Directions:
Write out the listing below in full and exactly, leaving out every picture.

Information supplied:
— BEGIN —

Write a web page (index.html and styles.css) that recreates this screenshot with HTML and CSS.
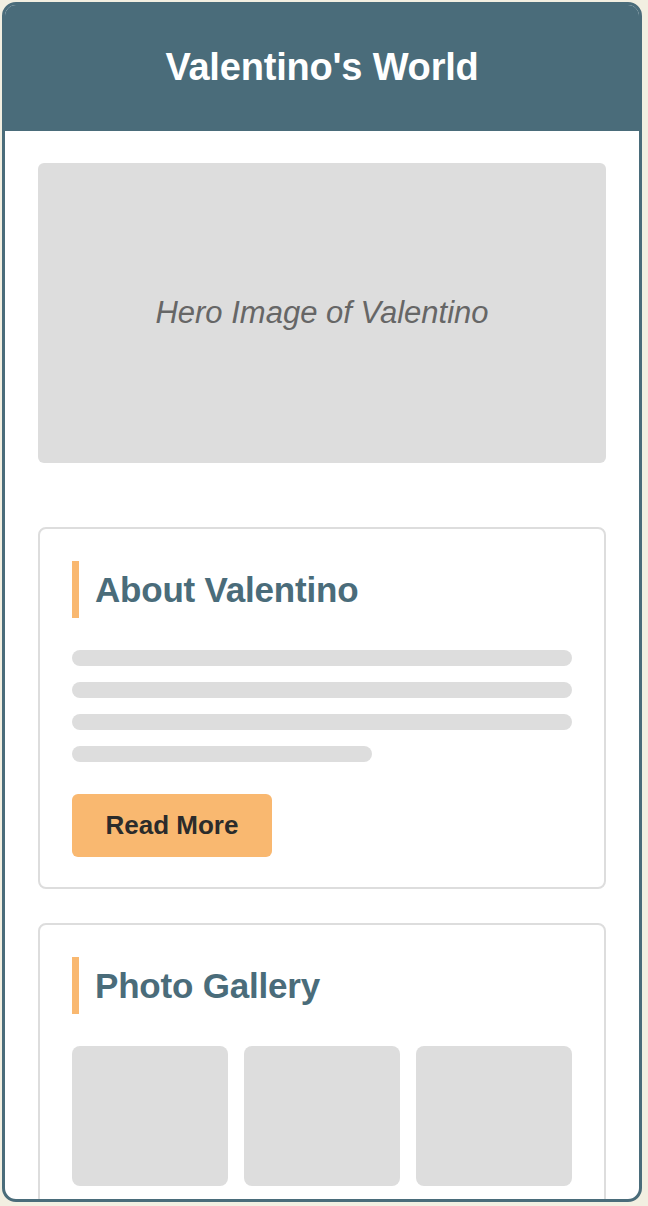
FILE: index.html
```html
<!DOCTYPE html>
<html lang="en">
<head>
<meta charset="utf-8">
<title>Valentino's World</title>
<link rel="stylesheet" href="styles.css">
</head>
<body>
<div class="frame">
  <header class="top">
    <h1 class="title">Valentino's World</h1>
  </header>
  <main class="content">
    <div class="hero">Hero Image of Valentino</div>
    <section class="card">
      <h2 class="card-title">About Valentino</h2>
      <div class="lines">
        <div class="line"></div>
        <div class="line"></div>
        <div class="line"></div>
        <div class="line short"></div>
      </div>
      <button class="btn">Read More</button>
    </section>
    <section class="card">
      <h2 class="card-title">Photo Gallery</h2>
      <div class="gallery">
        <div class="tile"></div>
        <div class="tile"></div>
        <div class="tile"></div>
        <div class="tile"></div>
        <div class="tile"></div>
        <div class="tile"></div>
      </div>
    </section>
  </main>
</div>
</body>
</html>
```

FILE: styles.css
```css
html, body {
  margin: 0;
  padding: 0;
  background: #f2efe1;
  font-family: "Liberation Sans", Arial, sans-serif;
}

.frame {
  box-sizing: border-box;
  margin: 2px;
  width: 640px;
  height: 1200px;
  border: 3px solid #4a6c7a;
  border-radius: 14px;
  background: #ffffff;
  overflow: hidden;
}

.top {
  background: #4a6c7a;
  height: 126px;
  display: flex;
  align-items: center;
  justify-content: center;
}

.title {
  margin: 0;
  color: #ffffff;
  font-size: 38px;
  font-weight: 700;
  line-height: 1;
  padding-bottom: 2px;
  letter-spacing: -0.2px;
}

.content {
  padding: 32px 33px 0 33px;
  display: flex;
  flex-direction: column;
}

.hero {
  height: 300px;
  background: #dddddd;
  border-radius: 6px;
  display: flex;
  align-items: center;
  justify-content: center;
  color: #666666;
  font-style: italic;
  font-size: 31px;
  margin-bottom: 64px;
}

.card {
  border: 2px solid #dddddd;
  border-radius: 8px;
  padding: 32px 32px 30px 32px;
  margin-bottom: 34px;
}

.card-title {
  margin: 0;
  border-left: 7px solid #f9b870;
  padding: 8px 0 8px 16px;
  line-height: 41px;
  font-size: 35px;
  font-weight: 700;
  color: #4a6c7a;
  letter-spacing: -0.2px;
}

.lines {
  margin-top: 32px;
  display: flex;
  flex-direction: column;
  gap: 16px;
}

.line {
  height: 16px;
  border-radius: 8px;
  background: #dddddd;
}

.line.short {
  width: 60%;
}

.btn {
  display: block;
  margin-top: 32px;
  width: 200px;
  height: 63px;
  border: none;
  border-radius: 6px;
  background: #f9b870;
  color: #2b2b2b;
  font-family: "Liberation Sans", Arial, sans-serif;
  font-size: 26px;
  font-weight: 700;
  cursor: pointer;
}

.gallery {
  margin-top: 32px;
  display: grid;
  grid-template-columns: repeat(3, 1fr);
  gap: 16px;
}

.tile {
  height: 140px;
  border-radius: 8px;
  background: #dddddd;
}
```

— END —

Output for this task:
Write a web page (index.html and styles.css) that recreates this screenshot with HTML and CSS.
FILE: index.html
```html
<!DOCTYPE html>
<html lang="en">
<head>
<meta charset="utf-8">
<title>Valentino's World</title>
<link rel="stylesheet" href="styles.css">
</head>
<body>
<div class="frame">
  <header class="top">
    <h1 class="title">Valentino's World</h1>
  </header>
  <main class="content">
    <div class="hero">Hero Image of Valentino</div>
    <section class="card">
      <h2 class="card-title">About Valentino</h2>
      <div class="lines">
        <div class="line"></div>
        <div class="line"></div>
        <div class="line"></div>
        <div class="line short"></div>
      </div>
      <button class="btn">Read More</button>
    </section>
    <section class="card">
      <h2 class="card-title">Photo Gallery</h2>
      <div class="gallery">
        <div class="tile"></div>
        <div class="tile"></div>
        <div class="tile"></div>
        <div class="tile"></div>
        <div class="tile"></div>
        <div class="tile"></div>
      </div>
    </section>
  </main>
</div>
</body>
</html>
```

FILE: styles.css
```css
html, body {
  margin: 0;
  padding: 0;
  background: #f2efe1;
  font-family: "Liberation Sans", Arial, sans-serif;
}

.frame {
  box-sizing: border-box;
  margin: 2px;
  width: 640px;
  height: 1200px;
  border: 3px solid #4a6c7a;
  border-radius: 14px;
  background: #ffffff;
  overflow: hidden;
}

.top {
  background: #4a6c7a;
  height: 126px;
  display: flex;
  align-items: center;
  justify-content: center;
}

.title {
  margin: 0;
  color: #ffffff;
  font-size: 38px;
  font-weight: 700;
  line-height: 1;
  padding-bottom: 2px;
  letter-spacing: -0.2px;
}

.content {
  padding: 32px 33px 0 33px;
  display: flex;
  flex-direction: column;
}

.hero {
  height: 300px;
  background: #dddddd;
  border-radius: 6px;
  display: flex;
  align-items: center;
  justify-content: center;
  color: #666666;
  font-style: italic;
  font-size: 31px;
  margin-bottom: 64px;
}

.card {
  border: 2px solid #dddddd;
  border-radius: 8px;
  padding: 32px 32px 30px 32px;
  margin-bottom: 34px;
}

.card-title {
  margin: 0;
  border-left: 7px solid #f9b870;
  padding: 8px 0 8px 16px;
  line-height: 41px;
  font-size: 35px;
  font-weight: 700;
  color: #4a6c7a;
  letter-spacing: -0.2px;
}

.lines {
  margin-top: 32px;
  display: flex;
  flex-direction: column;
  gap: 16px;
}

.line {
  height: 16px;
  border-radius: 8px;
  background: #dddddd;
}

.line.short {
  width: 60%;
}

.btn {
  display: block;
  margin-top: 32px;
  width: 200px;
  height: 63px;
  border: none;
  border-radius: 6px;
  background: #f9b870;
  color: #2b2b2b;
  font-family: "Liberation Sans", Arial, sans-serif;
  font-size: 26px;
  font-weight: 700;
  cursor: pointer;
}

.gallery {
  margin-top: 32px;
  display: grid;
  grid-template-columns: repeat(3, 1fr);
  gap: 16px;
}

.tile {
  height: 140px;
  border-radius: 8px;
  background: #dddddd;
}
```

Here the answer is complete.